# Exercise prompt:
Leaving the pictures aside, transcribe every line below exactly.

# Data extract:

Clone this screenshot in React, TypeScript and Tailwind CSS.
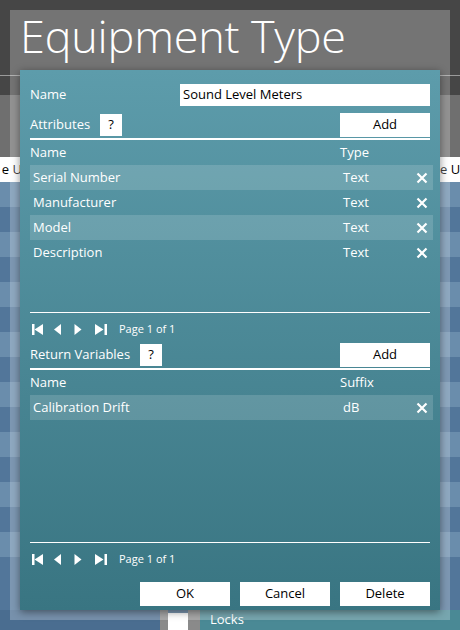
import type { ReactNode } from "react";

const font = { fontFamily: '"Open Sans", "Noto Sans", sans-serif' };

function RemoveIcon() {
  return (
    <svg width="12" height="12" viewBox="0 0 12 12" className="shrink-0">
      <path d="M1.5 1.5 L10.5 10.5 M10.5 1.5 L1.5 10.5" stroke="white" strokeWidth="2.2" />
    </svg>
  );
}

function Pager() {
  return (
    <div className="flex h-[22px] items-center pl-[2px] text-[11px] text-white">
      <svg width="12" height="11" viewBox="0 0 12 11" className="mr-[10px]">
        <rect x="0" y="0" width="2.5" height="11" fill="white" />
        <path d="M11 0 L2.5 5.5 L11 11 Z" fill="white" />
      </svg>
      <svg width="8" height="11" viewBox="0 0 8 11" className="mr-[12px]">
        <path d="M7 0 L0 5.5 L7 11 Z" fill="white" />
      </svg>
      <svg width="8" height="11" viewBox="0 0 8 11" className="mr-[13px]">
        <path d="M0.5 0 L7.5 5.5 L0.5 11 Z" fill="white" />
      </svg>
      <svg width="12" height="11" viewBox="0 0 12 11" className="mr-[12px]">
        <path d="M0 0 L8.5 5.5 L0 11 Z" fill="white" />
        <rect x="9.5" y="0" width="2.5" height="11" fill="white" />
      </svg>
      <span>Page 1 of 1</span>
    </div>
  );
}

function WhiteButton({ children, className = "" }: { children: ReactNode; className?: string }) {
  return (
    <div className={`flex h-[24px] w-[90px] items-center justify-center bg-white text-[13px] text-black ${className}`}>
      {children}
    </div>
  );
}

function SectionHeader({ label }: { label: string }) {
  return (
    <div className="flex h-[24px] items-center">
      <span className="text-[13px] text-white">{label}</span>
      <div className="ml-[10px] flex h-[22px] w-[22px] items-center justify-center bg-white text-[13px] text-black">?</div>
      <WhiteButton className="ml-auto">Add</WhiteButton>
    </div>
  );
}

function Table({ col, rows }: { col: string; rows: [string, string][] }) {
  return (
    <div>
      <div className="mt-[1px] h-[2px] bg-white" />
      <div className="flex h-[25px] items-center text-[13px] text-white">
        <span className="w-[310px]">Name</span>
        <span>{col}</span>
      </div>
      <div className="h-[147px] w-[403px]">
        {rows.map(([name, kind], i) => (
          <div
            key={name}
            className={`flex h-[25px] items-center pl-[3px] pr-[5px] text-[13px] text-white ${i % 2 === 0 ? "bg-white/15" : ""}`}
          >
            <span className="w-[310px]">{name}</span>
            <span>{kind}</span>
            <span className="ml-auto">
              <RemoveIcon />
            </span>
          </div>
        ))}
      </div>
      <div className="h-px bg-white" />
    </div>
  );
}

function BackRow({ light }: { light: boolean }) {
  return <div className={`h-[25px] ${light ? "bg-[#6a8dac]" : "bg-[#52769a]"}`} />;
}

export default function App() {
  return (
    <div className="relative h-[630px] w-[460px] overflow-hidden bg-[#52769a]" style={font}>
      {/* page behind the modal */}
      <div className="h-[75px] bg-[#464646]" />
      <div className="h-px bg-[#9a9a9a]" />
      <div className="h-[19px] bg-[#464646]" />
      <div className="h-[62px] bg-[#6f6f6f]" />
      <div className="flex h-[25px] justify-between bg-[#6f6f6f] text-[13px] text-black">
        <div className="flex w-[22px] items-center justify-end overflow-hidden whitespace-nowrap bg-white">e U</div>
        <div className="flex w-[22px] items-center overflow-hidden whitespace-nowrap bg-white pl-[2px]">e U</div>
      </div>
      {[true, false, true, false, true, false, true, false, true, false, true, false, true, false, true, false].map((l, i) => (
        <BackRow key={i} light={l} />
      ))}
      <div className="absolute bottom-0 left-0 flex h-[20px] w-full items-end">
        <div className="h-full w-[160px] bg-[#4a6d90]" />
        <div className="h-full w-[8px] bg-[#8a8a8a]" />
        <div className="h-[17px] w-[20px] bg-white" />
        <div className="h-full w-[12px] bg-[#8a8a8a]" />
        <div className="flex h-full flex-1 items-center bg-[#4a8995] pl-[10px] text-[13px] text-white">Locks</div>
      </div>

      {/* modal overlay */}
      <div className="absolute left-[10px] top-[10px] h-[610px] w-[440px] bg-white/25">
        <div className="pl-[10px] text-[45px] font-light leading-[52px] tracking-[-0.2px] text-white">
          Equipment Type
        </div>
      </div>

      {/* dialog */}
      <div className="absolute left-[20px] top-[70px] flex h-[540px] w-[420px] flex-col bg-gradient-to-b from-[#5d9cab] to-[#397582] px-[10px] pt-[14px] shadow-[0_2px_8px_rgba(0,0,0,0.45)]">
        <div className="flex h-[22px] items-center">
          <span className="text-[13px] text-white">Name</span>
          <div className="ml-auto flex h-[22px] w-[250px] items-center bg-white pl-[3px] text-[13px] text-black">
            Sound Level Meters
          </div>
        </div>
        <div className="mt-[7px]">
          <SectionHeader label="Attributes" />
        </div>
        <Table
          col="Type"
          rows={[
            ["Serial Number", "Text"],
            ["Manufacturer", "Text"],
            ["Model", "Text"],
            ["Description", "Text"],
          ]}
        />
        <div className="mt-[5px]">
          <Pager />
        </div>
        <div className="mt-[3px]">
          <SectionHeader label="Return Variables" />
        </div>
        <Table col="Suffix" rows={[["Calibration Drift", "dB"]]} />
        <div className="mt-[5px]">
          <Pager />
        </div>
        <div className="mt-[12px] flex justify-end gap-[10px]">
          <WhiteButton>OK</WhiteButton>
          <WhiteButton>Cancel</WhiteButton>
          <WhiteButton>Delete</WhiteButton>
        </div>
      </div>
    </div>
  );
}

# The output:
Clone this screenshot in React, TypeScript and Tailwind CSS.
import type { ReactNode } from "react";

const font = { fontFamily: '"Open Sans", "Noto Sans", sans-serif' };

function RemoveIcon() {
  return (
    <svg width="12" height="12" viewBox="0 0 12 12" className="shrink-0">
      <path d="M1.5 1.5 L10.5 10.5 M10.5 1.5 L1.5 10.5" stroke="white" strokeWidth="2.2" />
    </svg>
  );
}

function Pager() {
  return (
    <div className="flex h-[22px] items-center pl-[2px] text-[11px] text-white">
      <svg width="12" height="11" viewBox="0 0 12 11" className="mr-[10px]">
        <rect x="0" y="0" width="2.5" height="11" fill="white" />
        <path d="M11 0 L2.5 5.5 L11 11 Z" fill="white" />
      </svg>
      <svg width="8" height="11" viewBox="0 0 8 11" className="mr-[12px]">
        <path d="M7 0 L0 5.5 L7 11 Z" fill="white" />
      </svg>
      <svg width="8" height="11" viewBox="0 0 8 11" className="mr-[13px]">
        <path d="M0.5 0 L7.5 5.5 L0.5 11 Z" fill="white" />
      </svg>
      <svg width="12" height="11" viewBox="0 0 12 11" className="mr-[12px]">
        <path d="M0 0 L8.5 5.5 L0 11 Z" fill="white" />
        <rect x="9.5" y="0" width="2.5" height="11" fill="white" />
      </svg>
      <span>Page 1 of 1</span>
    </div>
  );
}

function WhiteButton({ children, className = "" }: { children: ReactNode; className?: string }) {
  return (
    <div className={`flex h-[24px] w-[90px] items-center justify-center bg-white text-[13px] text-black ${className}`}>
      {children}
    </div>
  );
}

function SectionHeader({ label }: { label: string }) {
  return (
    <div className="flex h-[24px] items-center">
      <span className="text-[13px] text-white">{label}</span>
      <div className="ml-[10px] flex h-[22px] w-[22px] items-center justify-center bg-white text-[13px] text-black">?</div>
      <WhiteButton className="ml-auto">Add</WhiteButton>
    </div>
  );
}

function Table({ col, rows }: { col: string; rows: [string, string][] }) {
  return (
    <div>
      <div className="mt-[1px] h-[2px] bg-white" />
      <div className="flex h-[25px] items-center text-[13px] text-white">
        <span className="w-[310px]">Name</span>
        <span>{col}</span>
      </div>
      <div className="h-[147px] w-[403px]">
        {rows.map(([name, kind], i) => (
          <div
            key={name}
            className={`flex h-[25px] items-center pl-[3px] pr-[5px] text-[13px] text-white ${i % 2 === 0 ? "bg-white/15" : ""}`}
          >
            <span className="w-[310px]">{name}</span>
            <span>{kind}</span>
            <span className="ml-auto">
              <RemoveIcon />
            </span>
          </div>
        ))}
      </div>
      <div className="h-px bg-white" />
    </div>
  );
}

function BackRow({ light }: { light: boolean }) {
  return <div className={`h-[25px] ${light ? "bg-[#6a8dac]" : "bg-[#52769a]"}`} />;
}

export default function App() {
  return (
    <div className="relative h-[630px] w-[460px] overflow-hidden bg-[#52769a]" style={font}>
      {/* page behind the modal */}
      <div className="h-[75px] bg-[#464646]" />
      <div className="h-px bg-[#9a9a9a]" />
      <div className="h-[19px] bg-[#464646]" />
      <div className="h-[62px] bg-[#6f6f6f]" />
      <div className="flex h-[25px] justify-between bg-[#6f6f6f] text-[13px] text-black">
        <div className="flex w-[22px] items-center justify-end overflow-hidden whitespace-nowrap bg-white">e U</div>
        <div className="flex w-[22px] items-center overflow-hidden whitespace-nowrap bg-white pl-[2px]">e U</div>
      </div>
      {[true, false, true, false, true, false, true, false, true, false, true, false, true, false, true, false].map((l, i) => (
        <BackRow key={i} light={l} />
      ))}
      <div className="absolute bottom-0 left-0 flex h-[20px] w-full items-end">
        <div className="h-full w-[160px] bg-[#4a6d90]" />
        <div className="h-full w-[8px] bg-[#8a8a8a]" />
        <div className="h-[17px] w-[20px] bg-white" />
        <div className="h-full w-[12px] bg-[#8a8a8a]" />
        <div className="flex h-full flex-1 items-center bg-[#4a8995] pl-[10px] text-[13px] text-white">Locks</div>
      </div>

      {/* modal overlay */}
      <div className="absolute left-[10px] top-[10px] h-[610px] w-[440px] bg-white/25">
        <div className="pl-[10px] text-[45px] font-light leading-[52px] tracking-[-0.2px] text-white">
          Equipment Type
        </div>
      </div>

      {/* dialog */}
      <div className="absolute left-[20px] top-[70px] flex h-[540px] w-[420px] flex-col bg-gradient-to-b from-[#5d9cab] to-[#397582] px-[10px] pt-[14px] shadow-[0_2px_8px_rgba(0,0,0,0.45)]">
        <div className="flex h-[22px] items-center">
          <span className="text-[13px] text-white">Name</span>
          <div className="ml-auto flex h-[22px] w-[250px] items-center bg-white pl-[3px] text-[13px] text-black">
            Sound Level Meters
          </div>
        </div>
        <div className="mt-[7px]">
          <SectionHeader label="Attributes" />
        </div>
        <Table
          col="Type"
          rows={[
            ["Serial Number", "Text"],
            ["Manufacturer", "Text"],
            ["Model", "Text"],
            ["Description", "Text"],
          ]}
        />
        <div className="mt-[5px]">
          <Pager />
        </div>
        <div className="mt-[3px]">
          <SectionHeader label="Return Variables" />
        </div>
        <Table col="Suffix" rows={[["Calibration Drift", "dB"]]} />
        <div className="mt-[5px]">
          <Pager />
        </div>
        <div className="mt-[12px] flex justify-end gap-[10px]">
          <WhiteButton>OK</WhiteButton>
          <WhiteButton>Cancel</WhiteButton>
          <WhiteButton>Delete</WhiteButton>
        </div>
      </div>
    </div>
  );
}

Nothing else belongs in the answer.